An odd title, to say the least. How do negligence and friendship go hand-in-hand, one may ask? They don't. Unless of course you are neglecting a friend or being a faulty friend, then they possibly could.

Negligence is exactly what I am doing to this blog. On twitter I may boast about all this glorious free time in college that I have to do work, hangout with friends, go to practice, or whatever it may be that I find myself doing, except for blogging. I am still a newbie at this whole blogging thing so it's not always on the top of my mind when I'm thinking of things that I can do. I'm also not always on my A-game for blogging material...I need a spark to come! I sincerely am trying my very best to not keep you (is anyone there, anyway?) bored and hollow whilst looking at this blog! So, long story short, keep with me. ;)
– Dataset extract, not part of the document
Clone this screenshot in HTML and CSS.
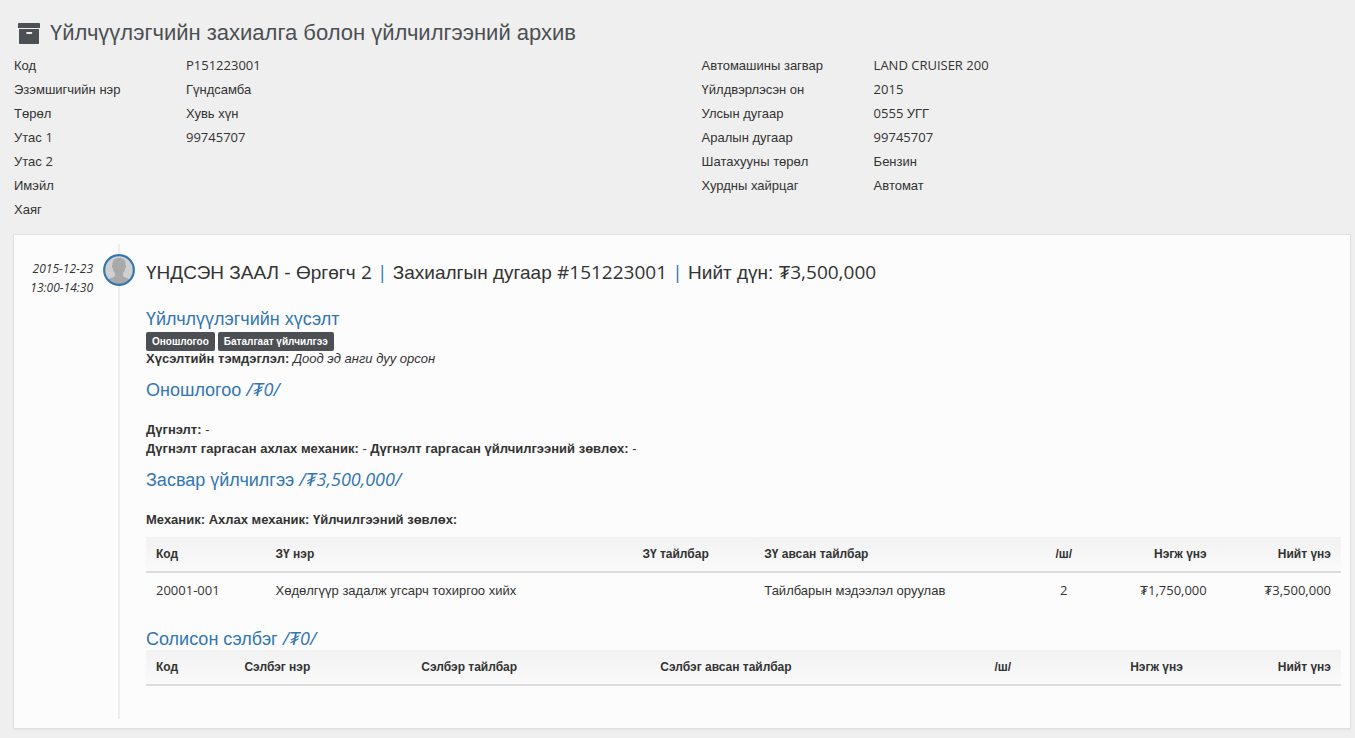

Next, friendship. What is friendship? One may think of friendship as a bond between two or more people who share common characteristics or are involved in some of the same activities, whether they be sports, clubs, religious groups, etc. The dictionary on my dashboard is telling me that friendship is "the emotions or conducts of being friends" or "the state of mutual trust and support."

To me, friendship is...
  • not having enough space to fit all the faces that I love onto a bulletin board.
  • needing to schedule skype dates because each friend wants a different day.
  • getting cute little postcards in the mail while away for school.
  • shedding tears for those that I miss who are no longer with us.
  • being able to call anyone in my phonebook at any hour of the day just to chat.
  • meeting new people in college but never forgetting the old ones that got me here.
  • a care package sent to me just because.
  • never-ending love.

September 6, 2010

Pulling at my Heart Strings

Since opening this blog, I have gotten shed some information about myself but I have yet to get "deep". You can mark this post as the one in which Alex goes deep. :)

As a baby, I was baptized into the Catholic faith in my home parish and have been going to church there ever since. Well, ever since I moved to San Diego a week and a half ago. I spent 17 years and 11 months there- more than I have ever been anywhere else. When I was a tween and pre-teen (ages 11-15) I absolutely abhorred going to church. Hated it. So much, that I would pretend to sleep when my dad woke me up for mass. So much that I would pretend to be sick and cry until he left so I could go back to sleep. However, more times than not, I hauled myself out of bed and sulked all the way through mass. When I resided at my mom's house, she never really minded. It was my choice if I went to mass or not and I loved it! I felt like I was free and could do what I wanted. So, in that case, I hardly ever went when I was at her house.

About two years ago or so, I started to really feel a change in my attitude towards church. I started enjoying it and getting up every Sunday morning to attend. I felt appreciative for the opportunity to go and really took advantage of going. However, there's only so much one can do by going to mass one time per week. That's really all I did- one hour a week focusing on God, and the other 167 hours of the week were "me" time. Me, me, me.


That's when this beautiful lady jumped into my life. This gorgeous Jesus-freak from Southern California, E, came in a little over a year ago to take over the Youth Ministry program at my hometown church. Before she arrived, I was involved a bit with Youth Ministry. I was on the leadership team and led a retreat or two, but I never really felt it like I probably should have. Boy oh boy, did E change that!

I was a little hesitant when E stepped foot in our Youth Room for the first time as Youth Minister. I had already gone through a lot of change and disappointment in the years before that, the last thing I wanted was change in my church. It had also been quite a while since a woman led our youth program. Oh man, was I wrong. E has been the best thing that ever happened to me. Although, if I say that she will only say, "It's not me, it's God working through me!" Which is true, by the way. But how great is that? Amazing.

E and I have had many, many hearty conversations and it has felt so good to open up to her over the last year. I was blessed beyond measure to lead three of the retreats that she held last school year and shared at all three of them. It was then that I actually started feeling the Lord move inside of me and I suddenly became conscious of the fact that He really is with us all.the.time. I cannot even imagine where I would be without E and all her prayers, teachings, stories, etc. I love her dearly!!!

Life in Christ (LinC) retreat leaders 2010

With that being said, the move to San Diego for me has been a little bit rough. I absolutely love the college life and the city and everything about it, but I sincerely miss my church back home and all of the youth and adults that go there. They all fill me with such glee and I miss it!!!! I went to church yesterday for the first time here in San Diego and it felt so good to be back (I missed last Sunday, but it felt like an eternity). So good to be back. It was amazing. During mass, I started crying. It was so random... Crying real tears, which is semi-odd for me to do ever let alone in public. I think it was a mixture of missing home and being surrounded by strangers that hit me. I got over it quick! ;) Thank you for everything, E!! I wouldn't be half the person I am today without your guidance.